Seines Zeichens Arzt der Wehrmacht, seit Kurzem SS-Mitglied und seit drei Monaten
Mitarbeiter von Professor Erich Kranitz, einem befreundeten Kollegen von Dr. med.
Mengele.
    Fürst schob
die Brille empor und wartete auf seine Bestellung.
    Der breitschultrige
Freund hieß Franz Wegleiter. Ein Mann um die 23, der gut auf die 30 geschätzt werden
konnte. Außer kantigen Wangenknochen dominierten in tiefen Höhlen liegende dunkle
Augen, volles, nach hinten gekämmtes blondes Haar und ein feiner Bart, den er stutzte,
wie es Heinrich Himmler zu tun pflegte. Anders als Himmler, der als skrupelloser
Massenmörder in die Geschichte eingehen sollte, besaß Franz Wegleiter nicht den
teigigen Körperbau wie sein Vorbild, sondern wirkte sportlich und durchtrainiert.
Jeder einzelne Muskel und jede Sehne traten bei Wegleiter hervor, wenn er Gewichte
stemmte. An ihm fand sich kein Gramm überflüssiges Fett, und er forderte im Training
seine Untergebenen und sich selbst aufs Äußerste. Darüber hinaus verfügte er noch
über andere Qualitäten, wie er sie nannte. Er hatte nicht nur Freude am Töten, sondern
vielmehr am Quälen, dem unsäglichen Leiden vor dem Tod. Bereits in früher Kindheit
riss er den Käfern und Stubenfliegen die Flügel einzeln aus, vierteilte sie, verstümmelte
sie mit zunehmender Befriedigung. Mit sechs Jahren tötete er die Katze des Nachbarn,
weil sie auf dem elterlichen Rasen einen übelriechenden Haufen hinterlassen hatte
und der Vater mit neuen Schuhen dort hineingetreten war. Er nahm dies als Vorwand,
dem Tier den Schädel einzuschlagen und das Fell abzuziehen. Viele Varianten folgten.

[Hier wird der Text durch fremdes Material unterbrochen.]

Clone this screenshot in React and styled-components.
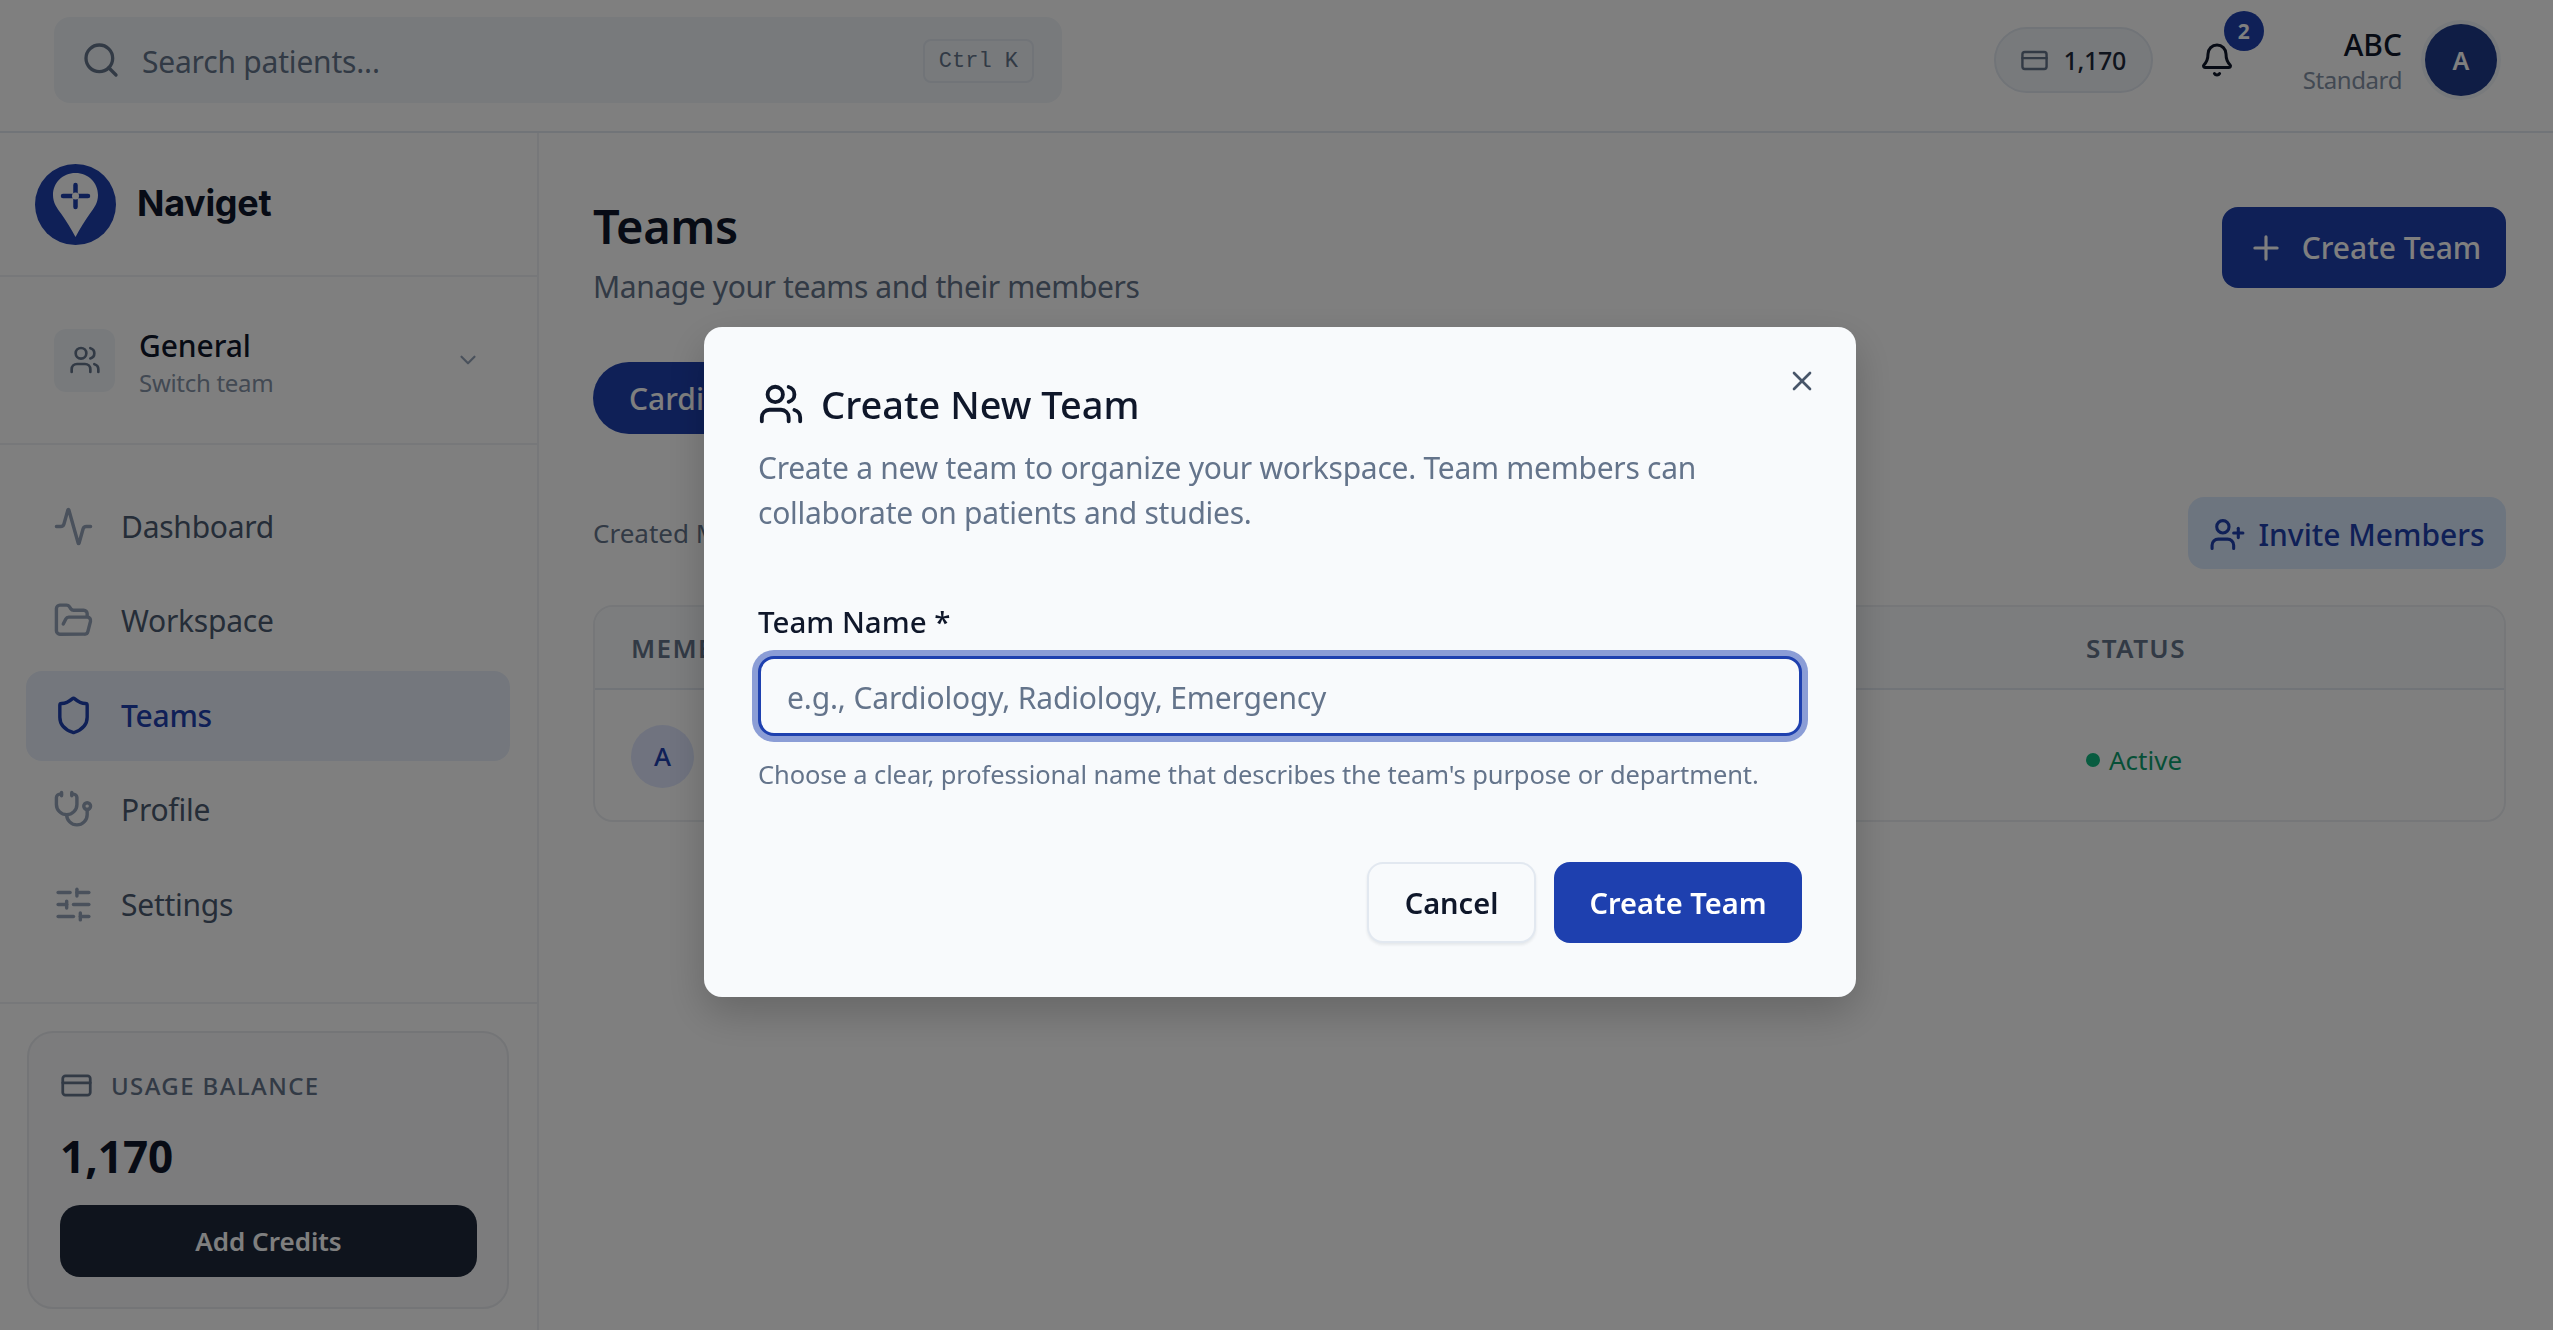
import React from "react";
import styled, { createGlobalStyle } from "styled-components";
import {
  Activity,
  Bell,
  ChevronDown,
  CreditCard,
  FolderOpen,
  Plus,
  Search,
  Shield,
  SlidersHorizontal,
  Stethoscope,
  UserPlus,
  Users,
  X,
} from "lucide-react";

const navItems = [
  { label: "Dashboard", icon: Activity },
  { label: "Workspace", icon: FolderOpen },
  { label: "Teams", icon: Shield, active: true },
  { label: "Profile", icon: Stethoscope },
  { label: "Settings", icon: SlidersHorizontal },
];

const Logo = () => (
  <svg width="81" height="81" viewBox="0 0 81 81">
    <circle cx="40.5" cy="40.5" r="40.5" fill="#1e40af" />
    <path
      d="M40.5 9C27.5 9 18 19 18 31c0 8 4 13 8 18.5 5 7 10 15 14.5 23.5 4.5-8.5 9.5-16.5 14.5-23.5 4-5.5 8-10.5 8-18.5C63 19 53.5 9 40.5 9Z"
      fill="#fff"
    />
    <path d="M40.5 21v22M28 32h25" stroke="#1e40af" strokeWidth="4.5" strokeLinecap="round" />
    <circle cx="40.5" cy="32" r="3.5" fill="#fff" />
  </svg>
);

const App = () => {
  return (
    <Page>
      <GlobalStyle />
      <Header>
        <SearchBox>
          <Search size={40} strokeWidth={2} color="#64748b" />
          <SearchText>Search patients...</SearchText>
          <Kbd>Ctrl K</Kbd>
        </SearchBox>
        <HeaderRight>
          <CreditPill>
            <CreditCard size={29} strokeWidth={2} color="#64748b" />
            <span>1,170</span>
          </CreditPill>
          <BellWrap>
            <Bell size={36} strokeWidth={2} color="#0f172a" />
            <Badge>2</Badge>
          </BellWrap>
          <UserInfo>
            <UserName>ABC</UserName>
            <UserPlan>Standard</UserPlan>
          </UserInfo>
          <UserAvatar>A</UserAvatar>
        </HeaderRight>
      </Header>
      <Body>
        <Sidebar>
          <LogoRow>
            <Logo />
            <LogoText>Naviget</LogoText>
          </LogoRow>
          <TeamRow>
            <TeamIcon>
              <Users size={32} strokeWidth={2} color="#64748b" />
            </TeamIcon>
            <TeamInfo>
              <TeamName>General</TeamName>
              <TeamHint>Switch team</TeamHint>
            </TeamInfo>
            <ChevronDown size={26} strokeWidth={2} color="#94a3b8" />
          </TeamRow>
          <Nav>
            {navItems.map(({ label, icon: Icon, active }) => (
              <NavItem key={label} $active={active}>
                <Icon size={41} strokeWidth={2} color={active ? "#1e40af" : "#94a3b8"} />
                <span>{label}</span>
              </NavItem>
            ))}
          </Nav>
          <UsageSection>
            <UsageCard>
              <UsageLabel>
                <CreditCard size={33} strokeWidth={2} color="#64748b" />
                <span>USAGE BALANCE</span>
              </UsageLabel>
              <UsageValue>1,170</UsageValue>
              <AddCredits>Add Credits</AddCredits>
            </UsageCard>
          </UsageSection>
        </Sidebar>
        <Main>
          <TitleRow>
            <div>
              <Title>Teams</Title>
              <Subtitle>Manage your teams and their members</Subtitle>
            </div>
            <PrimaryButton>
              <Plus size={38} strokeWidth={2} />
              Create Team
            </PrimaryButton>
          </TitleRow>
          <TeamPill>Cardiology</TeamPill>
          <MetaRow>
            <MetaText>Created Mar</MetaText>
            <InviteButton>
              <UserPlus size={37} strokeWidth={2} />
              <span>Invite Members</span>
            </InviteButton>
          </MetaRow>
          <Table>
            <TableHead>
              <span>MEMBER</span>
              <span>STATUS</span>
            </TableHead>
            <TableRow>
              <MemberAvatar>A</MemberAvatar>
              <Status>
                <Dot />
                Active
              </Status>
            </TableRow>
          </Table>
        </Main>
      </Body>
      <Overlay>
        <Dialog>
          <CloseButton>
            <X size={32} strokeWidth={2} color="#475569" />
          </CloseButton>
          <DialogTitle>
            <Users size={46} strokeWidth={2} color="#0f172a" />
            Create New Team
          </DialogTitle>
          <DialogText>
            Create a new team to organize your workspace. Team members can collaborate on patients and studies.
          </DialogText>
          <FieldLabel>Team Name *</FieldLabel>
          <TeamInput placeholder="e.g., Cardiology, Radiology, Emergency" />
          <FieldHint>Choose a clear, professional name that describes the team's purpose or department.</FieldHint>
          <DialogActions>
            <CancelButton>Cancel</CancelButton>
            <SubmitButton>Create Team</SubmitButton>
          </DialogActions>
        </Dialog>
      </Overlay>
    </Page>
  );
};

export default App;

const GlobalStyle = createGlobalStyle`
  html, body {
    margin: 0;
    padding: 0;
    background: #fff;
  }
  * {
    box-sizing: border-box;
  }
  body, button, input {
    font-family: "Noto Sans", "Open Sans", sans-serif;
  }
`;

const Page = styled.div`
  width: 2553px;
  height: 1330px;
  display: flex;
  flex-direction: column;
  overflow: hidden;
  background: #fff;
`;

const Header = styled.header`
  height: 133px;
  flex: none;
  display: flex;
  align-items: flex-start;
  justify-content: space-between;
  padding: 17px 56px 0 54px;
  border-bottom: 2px solid #e2e8f0;
`;

const SearchBox = styled.div`
  width: 1008px;
  height: 86px;
  display: flex;
  align-items: center;
  gap: 21px;
  padding: 0 28px 0 27px;
  background: #f1f5f9;
  border-radius: 16px;
`;

const SearchText = styled.span`
  flex: 1;
  margin-top: 2px;
  font-size: 30px;
  letter-spacing: -0.2px;
  color: #64748b;
`;

const Kbd = styled.kbd`
  height: 44px;
  margin-top: 2px;
  padding: 0 14px;
  display: flex;
  align-items: center;
  font-family: "Liberation Mono", monospace;
  font-size: 22px;
  color: #64748b;
  border: 2px solid #e2e8f0;
  border-radius: 8px;
`;

const HeaderRight = styled.div`
  display: flex;
  align-items: center;
  height: 100px;
  margin-top: -7px;
`;

const CreditPill = styled.div`
  width: 159px;
  height: 66px;
  display: flex;
  align-items: center;
  justify-content: center;
  gap: 14px;
  background: #f1f5f9;
  border: 2px solid #e2e8f0;
  border-radius: 33px;
  font-size: 25px;
  letter-spacing: -0.3px;
  font-weight: 500;
  color: #1e293b;
`;

const BellWrap = styled.div`
  position: relative;
  margin-left: 46px;
  margin-right: 68px;
  display: flex;
`;

const Badge = styled.span`
  position: absolute;
  top: -31px;
  left: 25px;
  width: 40px;
  height: 40px;
  border-radius: 50%;
  background: #1e40af;
  color: #fff;
  font-size: 21px;
  font-weight: 700;
  display: flex;
  align-items: center;
  justify-content: center;
`;

const UserInfo = styled.div`
  display: flex;
  flex-direction: column;
  align-items: flex-end;
  margin: 3px 23px 0 0;
`;

const UserName = styled.span`
  font-size: 30px;
  line-height: 36px;
  font-weight: 500;
  color: #0f172a;
`;

const UserPlan = styled.span`
  font-size: 24px;
  line-height: 34px;
  letter-spacing: -0.4px;
  color: #8492a6;
`;

const UserAvatar = styled.div`
  width: 72px;
  height: 72px;
  border-radius: 50%;
  background: #1e3a8a;
  box-shadow: 0 0 0 4px #f1f5f9;
  color: #fff;
  font-size: 25px;
  font-weight: 600;
  display: flex;
  align-items: center;
  justify-content: center;
`;

const Body = styled.div`
  flex: 1;
  display: flex;
  min-height: 0;
`;

const Sidebar = styled.aside`
  width: 539px;
  flex: none;
  display: flex;
  flex-direction: column;
  border-right: 2px solid #eef1f5;
`;

const LogoRow = styled.div`
  height: 144px;
  flex: none;
  display: flex;
  align-items: center;
  gap: 21px;
  padding: 0 35px;
  border-bottom: 2px solid #eef1f5;
`;

const LogoText = styled.span`
  margin-bottom: 2px;
  font-family: "Inter", sans-serif;
  font-size: 36px;
  font-weight: 700;
  letter-spacing: -0.3px;
  color: #0f172a;
`;

const TeamRow = styled.div`
  height: 168px;
  flex: none;
  display: flex;
  align-items: center;
  padding: 0 56px 0 54px;
  border-bottom: 2px solid #eef1f5;
`;

const TeamIcon = styled.div`
  width: 61px;
  height: 63px;
  border-radius: 12px;
  background: #f1f5f9;
  display: flex;
  align-items: center;
  justify-content: center;
`;

const TeamInfo = styled.div`
  flex: 1;
  display: flex;
  flex-direction: column;
  margin: 7px 0 0 24px;
`;

const TeamName = styled.span`
  font-size: 30px;
  line-height: 38px;
  font-weight: 500;
  letter-spacing: -0.1px;
  color: #0f172a;
`;

const TeamHint = styled.span`
  font-size: 24px;
  line-height: 36px;
  letter-spacing: -0.3px;
  color: #8492a6;
`;

const Nav = styled.nav`
  flex: 1;
  display: flex;
  flex-direction: column;
  gap: 4.5px;
  padding: 37px 27px 0 26px;
`;

const NavItem = styled.div`
  height: 90px;
  flex: none;
  display: flex;
  align-items: center;
  gap: 27px;
  padding: 0 0 2px 27px;
  border-radius: 16px;
  font-size: 30px;
  letter-spacing: -0.25px;
  font-weight: ${(p) => (p.$active ? 500 : 400)};
  color: ${(p) => (p.$active ? "#1e40af" : "#4b5a70")};
  background: ${(p) => (p.$active ? "#e8effb" : "transparent")};
`;

const UsageSection = styled.div`
  flex: none;
  padding: 27px 28px 21px 27px;
  border-top: 2px solid #eef1f5;
`;

const UsageCard = styled.div`
  height: 278px;
  display: flex;
  flex-direction: column;
  padding: 36px 30px 0 31px;
  background: #f8f8fa;
  border: 2px solid #e9ebef;
  border-radius: 26px;
`;

const UsageLabel = styled.div`
  display: flex;
  align-items: center;
  gap: 18px;
  font-size: 24px;
  font-weight: 500;
  letter-spacing: 1.4px;
  color: #64748b;
`;

const UsageValue = styled.div`
  margin-top: 25px;
  font-size: 44px;
  line-height: 58px;
  font-weight: 700;
  color: #0f172a;
`;

const AddCredits = styled.button`
  margin-top: 20px;
  height: 72px;
  border: 0;
  border-radius: 20px;
  background: #1e293b;
  color: #fff;
  font-size: 26px;
  font-weight: 600;
`;

const Main = styled.main`
  flex: 1;
  display: flex;
  flex-direction: column;
  padding: 55px 47px 0 54px;
`;

const TitleRow = styled.div`
  display: flex;
  align-items: flex-start;
  justify-content: space-between;
`;

const Title = styled.h1`
  margin: 0;
  font-size: 47px;
  line-height: 76px;
  font-weight: 600;
  letter-spacing: -0.4px;
  color: #0f172a;
`;

const Subtitle = styled.p`
  margin: 0;
  font-size: 30px;
  line-height: 46px;
  letter-spacing: -0.4px;
  color: #64748b;
`;

const PrimaryButton = styled.button`
  width: 284px;
  height: 81px;
  margin-top: 19px;
  border: 0;
  border-radius: 16px;
  background: #1e40af;
  color: #fff;
  display: flex;
  align-items: center;
  justify-content: center;
  gap: 17px;
  font-size: 30px;
  font-weight: 500;
`;

const TeamPill = styled.div`
  align-self: flex-start;
  width: 240px;
  height: 72px;
  margin-top: 52px;
  padding-left: 36px;
  display: flex;
  align-items: center;
  border-radius: 36px;
  background: #1e40af;
  color: #fff;
  font-size: 30px;
  font-weight: 500;
`;

const MetaRow = styled.div`
  display: flex;
  align-items: center;
  justify-content: space-between;
  margin-top: 63px;
`;

const MetaText = styled.span`
  font-size: 26px;
  color: #64748b;
`;

const InviteButton = styled.button`
  width: 318px;
  height: 72px;
  padding-top: 3px;
  border: 0;
  border-radius: 16px;
  background: #dbeafe;
  color: #1e40af;
  display: flex;
  align-items: center;
  justify-content: center;
  gap: 12px;
  font-size: 30px;
  font-weight: 500;
`;

const Table = styled.div`
  margin-top: 36px;
  border: 2px solid #eceff3;
  border-radius: 20px;
  height: 217px;
`;

const TableHead = styled.div`
  height: 83px;
  display: grid;
  grid-template-columns: 1455px 1fr;
  align-items: center;
  padding-left: 36px;
  background: #f8fafc;
  border-bottom: 2px solid #e2e8f0;
  border-radius: 18px 18px 0 0;
  font-size: 26px;
  font-weight: 600;
  letter-spacing: 1.4px;
  color: #64748b;
`;

const TableRow = styled.div`
  height: 132px;
  display: grid;
  grid-template-columns: 1455px 1fr;
  align-items: center;
  padding-left: 36px;
`;

const MemberAvatar = styled.div`
  width: 63px;
  height: 63px;
  border-radius: 50%;
  background: #e0e7ff;
  color: #1e40af;
  font-size: 26px;
  font-weight: 500;
  display: flex;
  align-items: center;
  justify-content: center;
`;

const Status = styled.div`
  display: flex;
  align-items: center;
  gap: 9px;
  margin-top: 8px;
  font-size: 26px;
  color: #0d9f6e;
`;

const Dot = styled.span`
  width: 14px;
  height: 14px;
  border-radius: 50%;
  background: #10b981;
`;

const Overlay = styled.div`
  position: fixed;
  inset: 0;
  padding: 0 0 6px 7px;
  display: flex;
  align-items: center;
  justify-content: center;
  background: rgba(0, 0, 0, 0.5);
`;

const Dialog = styled.div`
  position: relative;
  width: 1152px;
  height: 670px;
  display: flex;
  flex-direction: column;
  padding: 52px 54px 0;
  background: #f8fafc;
  border-radius: 18px;
  box-shadow: 0 16px 40px rgba(0, 0, 0, 0.2);
`;

const CloseButton = styled.div`
  position: absolute;
  top: 38px;
  right: 38px;
  display: flex;
`;

const DialogTitle = styled.h2`
  margin: 0;
  display: flex;
  align-items: center;
  gap: 17px;
  font-size: 38px;
  line-height: 50px;
  font-weight: 500;
  color: #0f172a;
`;

const DialogText = styled.p`
  margin: 16px 0 0;
  font-size: 30px;
  line-height: 45px;
  letter-spacing: -0.27px;
  color: #64748b;
`;

const FieldLabel = styled.label`
  margin-top: 67px;
  font-size: 29.5px;
  line-height: 40px;
  font-weight: 500;
  color: #0f172a;
`;

const TeamInput = styled.input`
  margin-top: 14px;
  width: 100%;
  height: 80px;
  padding: 2px 26px 0;
  font-size: 30px;
  letter-spacing: -0.15px;
  color: #0f172a;
  background: #f8fafc;
  border: 3px solid #1e40af;
  border-radius: 16px;
  outline: none;
  box-shadow: 0 0 0 6px rgba(30, 64, 175, 0.5);
  &::placeholder {
    color: #64748b;
    opacity: 1;
  }
`;

const FieldHint = styled.p`
  margin: 20px 0 0;
  font-size: 25.5px;
  line-height: 36px;
  letter-spacing: -0.1px;
  color: #64748b;
`;

const DialogActions = styled.div`
  margin-top: 70px;
  display: flex;
  justify-content: flex-end;
  gap: 18px;
`;

const CancelButton = styled.button`
  width: 169px;
  height: 81px;
  background: #f8fafc;
  border: 2px solid #e2e8f0;
  border-radius: 16px;
  box-shadow: 0 2px 3px rgba(15, 23, 42, 0.08);
  color: #0f172a;
  font-size: 29px;
  font-weight: 600;
`;

const SubmitButton = styled.button`
  width: 248px;
  height: 81px;
  border: 0;
  border-radius: 16px;
  background: #1e40af;
  color: #fff;
  font-size: 29px;
  font-weight: 600;
`;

Irgendwann reichte es nicht mehr, Tiere zu töten. In Kriegszeiten kam ihm die Hetze
gegen Juden, Homosexuelle, Kommunisten und Bolschewisten gerade recht, und er sah
in seinen Fähigkeiten eine große Chance, im Großdeutschen Reich aufzusteigen.
    Der Wirt
brachte zwei Gläser Wein und zog hinter sich die Tür ins Schloss. Eine Weile lauschte
er noch, suchte aber nach kurzer Zeit das Weite und verschwand in der Küche.
     
    Die ersten wohltuenden Schlucke
waren getan. Richard Fürst wischte sich den Mund mit dem Hemdärmel ab und blickte
neugierig zu Strocka. »Na, mein Freund. Warum hast du uns kommen lassen? Gibt es
etwas Wichtiges, wobei du unsere Hilfe brauchst?«
    »Etwas Wichtiges?
Nein, eigentlich nicht. Ich habe euch so lange nicht gesehen. Wir sind irgendwo
im Reich verstreut und ich wollte an alte Zeiten anknüpfen. Nächste Woche werde
ich nach Treblinka versetzt und die Lageraufsicht übernehmen. Wer weiß, wann wir
uns wiedersehen.« Strocka rieb sich nervös die Hände.